THE DEATH OF Mexico’s top federal law enforcement officer in a helicopter crash Wednesday stunned a country already reeling from its battles with organized crime. It also prompted markedly different reactions in two of Mexico City’s largest newspapers.

In an editorial Thursday, the generally conservative El Universal offered a dull reiteration of news accounts of the crash, including the official (though preliminary) finding that the helicopter went down because of bad weather. It then gently recommended that the result of the government’s investigation into the incident be made public, even if it shows the crash was not an accident -- or, in El Universal’s elegant phrasing, even if it “could lead us to other scenarios yet unsuspected.”

Contrast that tepid suggestion with the full-throated editorial Thursday in La Jornada, which decried the government’s “paralysis” and “lack of leadership” in response to the crash. The leftist daily continued: “The premature presidential classification of the fall of the helicopter as a ‘terrible accident’ will do nothing but encourage doubts and uncertainty” about its cause.

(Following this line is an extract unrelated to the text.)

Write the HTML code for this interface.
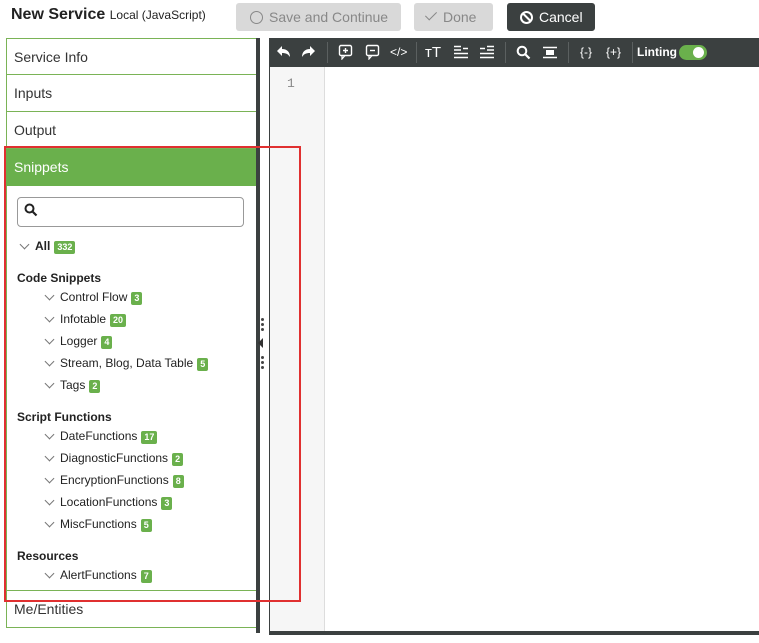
<!DOCTYPE html>
<html><head><meta charset="utf-8"><style>
*{box-sizing:border-box;margin:0;padding:0}
body{width:759px;height:643px;background:#fff;font-family:"Liberation Sans",Arial,sans-serif;position:relative;overflow:hidden;color:#222}
.abs{position:absolute}
.btn{position:absolute;top:3px;height:28px;border-radius:3px;font-size:14px;line-height:28px;padding-left:14px}
.row{position:absolute;left:6px;width:251px;height:37px;border:1px solid #7ab356;border-top:none;font-size:14px;line-height:36px;padding-left:7px;color:#333}
.badge{display:inline-block;background:#6ab04c;color:#fff;font-size:9px;font-weight:bold;line-height:13px;padding:0 3px;border-radius:2px;vertical-align:0px;margin-left:4px}
.it{position:absolute;left:60px;font-size:12px;color:#222}
.chev{position:absolute;width:7px;height:7px;border-right:1px solid #777;border-bottom:1px solid #777;transform:rotate(45deg)}
.hd{position:absolute;left:17px;font-size:12px;font-weight:bold}
.tb{position:absolute;top:38px;height:29px;color:#fff;font-size:13px;line-height:29px}
.sep{position:absolute;top:42px;width:1px;height:21px;background:#5b6060}
.dot{position:absolute;left:261px;width:3px;height:3px;background:#444;border-radius:50%}
</style></head><body>
<div class="abs" style="left:11px;top:6px;font-size:16px;font-weight:bold;color:#222">New Service <span style="font-size:12px;font-weight:normal">Local (JavaScript)</span></div>
<div class="btn" style="left:236px;width:165px;background:#d9d9d9;color:#888"><span style="display:inline-block;width:13px;height:13px;border:1.5px solid #888;border-radius:50%;vertical-align:-2px;margin-right:6px"></span>Save and Continue</div>
<div class="btn" style="left:414px;width:79px;background:#d9d9d9;color:#888"><span style="display:inline-block;width:6px;height:11px;border-right:1.5px solid #888;border-bottom:1.5px solid #888;transform:rotate(45deg);vertical-align:2px;margin-right:9px"></span>Done</div>
<div class="btn" style="left:507px;width:88px;background:#3b4040;color:#fff;padding-left:13px"><span style="display:inline-block;width:13px;height:13px;border:2px solid #fff;border-radius:50%;vertical-align:-2px;margin-right:6px;position:relative"><span style="position:absolute;left:3.5px;top:-1px;width:2px;height:11px;background:#fff;transform:rotate(-45deg)"></span></span>Cancel</div>

<div class="row" style="top:38px;border-top:1px solid #7ab356;height:37px">Service Info</div>
<div class="row" style="top:75px">Inputs</div>
<div class="row" style="top:112px">Output</div>
<div class="row" style="top:149px;background:#6ab04c;color:#fff;border-color:#6ab04c">Snippets</div>
<div class="abs" style="left:6px;top:186px;width:251px;height:404px;border-left:1px solid #7ab356"></div>
<div class="row" style="top:590px;border-top:1px solid #7ab356;height:38px">Me/Entities</div>

<div class="abs" style="left:17px;top:197px;width:227px;height:30px;border:1px solid #999;border-radius:4px"></div>
<svg class="abs" style="left:24px;top:203px" width="14" height="14"><circle cx="5.5" cy="5.5" r="4" stroke="#222" stroke-width="2" fill="none"/><line x1="8.5" y1="8.5" x2="12.5" y2="12.5" stroke="#222" stroke-width="2.2"/></svg>

<div class="chev" style="left:21px;top:241px"></div>
<div class="abs" style="left:35px;top:239px;font-size:12px;font-weight:bold">All<span class="badge">332</span></div>
<div class="hd" style="top:271px">Code Snippets</div>
<div class="chev" style="left:46px;top:292px"></div><div class="it" style="top:290px">Control Flow<span class="badge">3</span></div>
<div class="chev" style="left:46px;top:314px"></div><div class="it" style="top:312px">Infotable<span class="badge">20</span></div>
<div class="chev" style="left:46px;top:336px"></div><div class="it" style="top:334px">Logger<span class="badge">4</span></div>
<div class="chev" style="left:46px;top:358px"></div><div class="it" style="top:356px">Stream, Blog, Data Table<span class="badge">5</span></div>
<div class="chev" style="left:46px;top:380px"></div><div class="it" style="top:378px">Tags<span class="badge">2</span></div>
<div class="hd" style="top:410px">Script Functions</div>
<div class="chev" style="left:46px;top:431px"></div><div class="it" style="top:429px">DateFunctions<span class="badge">17</span></div>
<div class="chev" style="left:46px;top:453px"></div><div class="it" style="top:451px">DiagnosticFunctions<span class="badge">2</span></div>
<div class="chev" style="left:46px;top:475px"></div><div class="it" style="top:473px">EncryptionFunctions<span class="badge">8</span></div>
<div class="chev" style="left:46px;top:497px"></div><div class="it" style="top:495px">LocationFunctions<span class="badge">3</span></div>
<div class="chev" style="left:46px;top:519px"></div><div class="it" style="top:517px">MiscFunctions<span class="badge">5</span></div>
<div class="hd" style="top:549px">Resources</div>
<div class="chev" style="left:46px;top:570px"></div><div class="it" style="top:568px">AlertFunctions<span class="badge">7</span></div>

<div class="abs" style="left:256px;top:38px;width:4px;height:595px;background:#3b4040"></div>
<div class="dot" style="top:318px"></div><div class="dot" style="top:323px"></div><div class="dot" style="top:328px"></div>
<div class="abs" style="left:258px;top:338px;width:0;height:0;border-top:5px solid transparent;border-bottom:5px solid transparent;border-right:5px solid #333"></div>
<div class="dot" style="top:356px"></div><div class="dot" style="top:361px"></div><div class="dot" style="top:366px"></div>

<div class="abs" style="left:269px;top:38px;width:490px;height:597px;border-left:1px solid #3b4040;border-bottom:4px solid #3b4040"></div>
<div class="abs" style="left:270px;top:67px;width:55px;height:564px;background:#f6f6f6;border-right:1px solid #ddd"></div>
<div class="abs" style="left:287px;top:76px;font-family:'Liberation Mono',monospace;font-size:13px;color:#888">1</div>
<div class="abs" style="left:269px;top:38px;width:490px;height:29px;background:#3b4040"></div>
<svg class="abs" style="left:276px;top:45px" width="16" height="14"><path d="M1 6 L6 1 L6 4 C11 4 14 7 14 12 C12 9 10 8 6 8 L6 11 Z" fill="#fff"/></svg>
<svg class="abs" style="left:300px;top:45px" width="16" height="14"><path d="M15 6 L10 1 L10 4 C5 4 2 7 2 12 C4 9 6 8 10 8 L10 11 Z" fill="#fff"/></svg>
<div class="sep" style="left:327px"></div>
<svg class="abs" style="left:338px;top:44px" width="16" height="16"><rect x="1.5" y="1.5" width="12" height="10" rx="1.5" fill="none" stroke="#fff" stroke-width="1.4"/><path d="M4 11.5 L4 15 L7 11.5" fill="none" stroke="#fff" stroke-width="1.2"/><path d="M7.5 4v5M5 6.5h5" stroke="#fff" stroke-width="1.4"/></svg>
<svg class="abs" style="left:365px;top:44px" width="16" height="16"><rect x="1.5" y="1.5" width="12" height="10" rx="1.5" fill="none" stroke="#fff" stroke-width="1.4"/><path d="M4 11.5 L4 15 L7 11.5" fill="none" stroke="#fff" stroke-width="1.2"/><path d="M5 6.5h5" stroke="#fff" stroke-width="1.4"/></svg>
<div class="tb" style="left:390px;font-size:12px">&lt;/&gt;</div>
<div class="sep" style="left:416px"></div>
<div class="tb" style="left:425px;font-size:15px">ᴛT</div>
<svg class="abs" style="left:453px;top:45px" width="16" height="14"><path d="M1 1.5h7M1 5h7M1 8.5h14M1 12.5h14M10 3.5h5" stroke="#fff" stroke-width="1.6"/></svg>
<svg class="abs" style="left:479px;top:45px" width="16" height="14"><path d="M8 1.5h7M8 5h7M1 8.5h14M1 12.5h14M1 3.5h5" stroke="#fff" stroke-width="1.6"/></svg>
<div class="sep" style="left:505px"></div>
<svg class="abs" style="left:516px;top:45px" width="15" height="15"><circle cx="6" cy="6" r="4.3" stroke="#fff" stroke-width="2" fill="none"/><line x1="9" y1="9" x2="13.5" y2="13.5" stroke="#fff" stroke-width="2.2"/></svg>
<svg class="abs" style="left:542px;top:45px" width="16" height="15"><path d="M1 2.5h14M1 12.5h14" stroke="#fff" stroke-width="1.6"/><rect x="4" y="5" width="8" height="5" fill="#fff"/></svg>
<div class="sep" style="left:568px"></div>
<div class="tb" style="left:580px;font-size:12px">{-}</div>
<div class="tb" style="left:606px;font-size:12px">{+}</div>
<div class="sep" style="left:632px"></div>
<div class="tb" style="left:637px;font-size:12px;font-weight:bold">Linting</div>
<div class="abs" style="left:679px;top:45px;width:28px;height:15px;border-radius:8px;background:#6ab04c"></div>
<div class="abs" style="left:693px;top:47px;width:11px;height:11px;border-radius:50%;background:#fff"></div>

<div class="abs" style="left:4px;top:146px;width:297px;height:456px;border:2px solid #e03030"></div>
</body></html>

In Bogota, El Tiempo weighed in Thursday on the fragile nuclear accord that nearly friendless North Korea signed with five other nations Monday and its implications for the better-connected Iran. With the International Atomic Energy Agency calling for negotiations, and China and Russia ill-disposed to support sanctions, El Tiempo said that “the case of the bearded ayatollahs” may well be “much more complicated than that of the solitary autumn patriarch Kim Jong Il.”